Costache Moldu (Victor Rebengiuc) spends his days commuting with his cart
between the house he now his lives in (belonging to some deceased neighbours)
and his own, which was hardly hit by floods, almost turned to ruin. His wife no
longer alive, his son long gone away from home, he collects the objects that
have survived the flood. Even though some complain it is too long, the
exposition serves the task not only of establishing the film’s serenely sober
tone, but also to tune in to the main character’s interior rhythm and
perception of life. Jurgiu respectfully reveals Costache a bit at a time,
mostly observing, not intruding his daily rituals with the urgency of action. The
son’s return together with a Japanese wife and a son, which makes the talk of
the village, is an event that, despite being presented without loudness, allows
for Costache’s unexteriorized sorrow to creep up on the viewer. Twenty years of
unsaid words have to be summed up, and in doing so Jurgiu chooses to let some
exquisite shots accomplish this titanic task – the wheat field before the
storm, Costache at the bottom of the stairs leading to the church and finally,
him sitting silently at his wife’s grave after dusk. As father and son,
Rebengiuc and Pavlu fit perfectly as a reflection of each other. The apparently
insurmountable differences between them are resolved silently and culminate in the
appearance of a talking toy dog, a most intriguing technological presence in
the rural setting. Playing as a last ode to rural life, ripe with all the
specific silences and sounds of nature, The
Japanese Dog is ultimately a tale about acceptance of the other, no matter
how alien their appearance might be.
While
needing to balance writing, meetings and screenings, the third day was not so
rich in revelations, but it marked a slow descent into despair. Screening in
the Discoveries section, The Whirlpool (directed by Bojan Vuk
Kosovcevic) is from a mile the oeuvre of a TV series writer and director.

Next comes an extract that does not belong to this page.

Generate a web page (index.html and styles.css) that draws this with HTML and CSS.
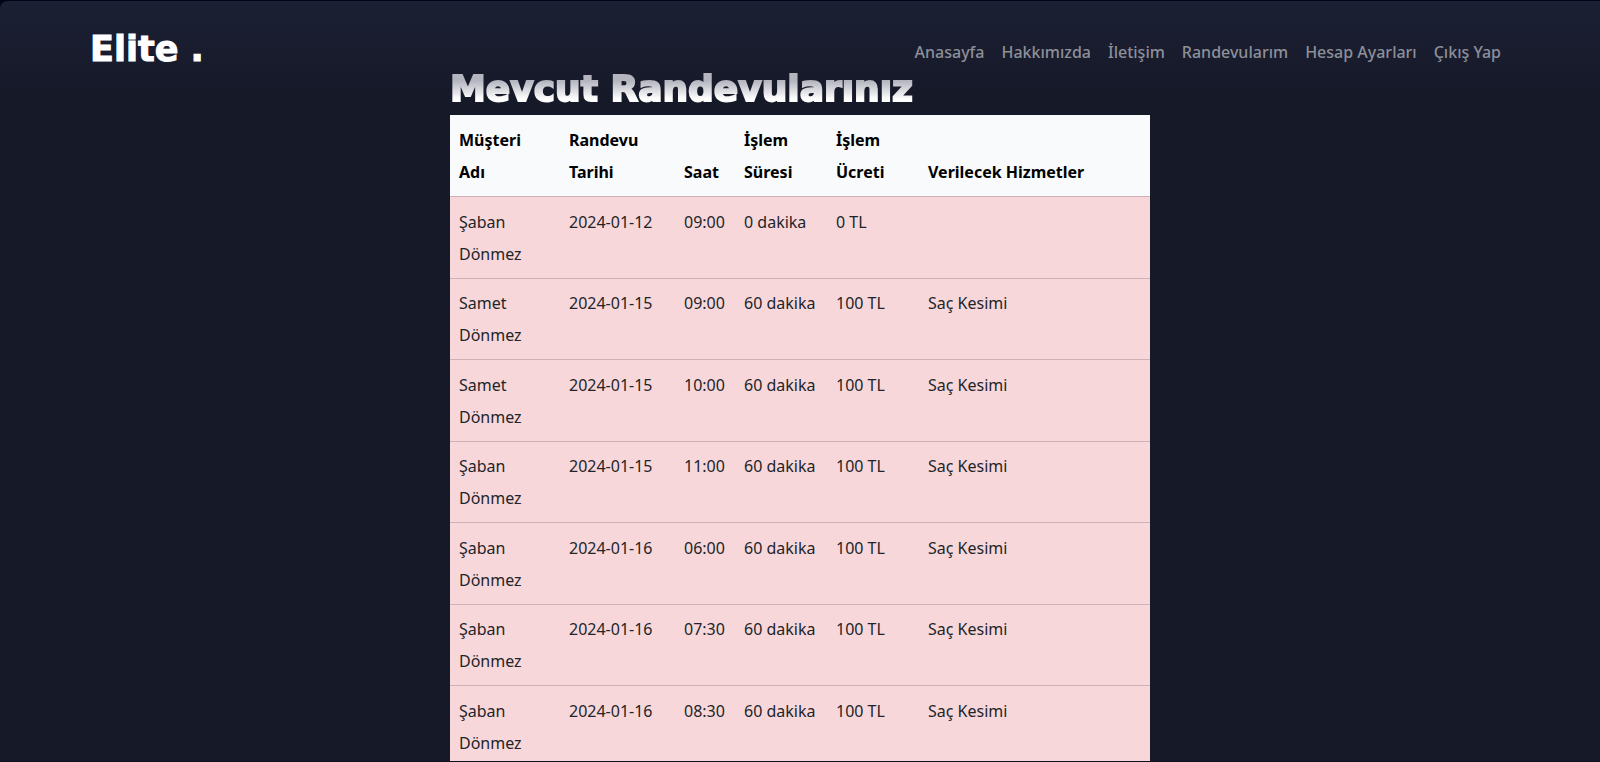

Bearing a borderline aesthetic sense reminiscent of sitcoms, The Whirlpool parallels three
standpoints of the same story through three of its characters. Set in the 1990s
in Belgrade, the narrative is a quirky mix of burlesque, bloodbaths, Balkan
stereotypes, gangster film tropes and characters (which are apparently rooted
in those years’ reality), war-related trauma and the paradox of Nazi Serbians,
to which Emir Kusturica’s laughably hovering presence as an authority figure is added.
The episodes, all centered on the same events over a span of 48 hours, are
shown in succession of each other, very carefully edited and shot so that mirroring points of view
can match. While documenting those years’ engulfing national fears is a noble
cause in itself, the film’s essence relies too much on the metaphor’s
suggestive potential – the impossible to escape whirlpool becomes tiresome at
some point, and though it crystallizes into the Count’s luridly all-encompassing painting, this is not enough to keep a feeble comparison steady.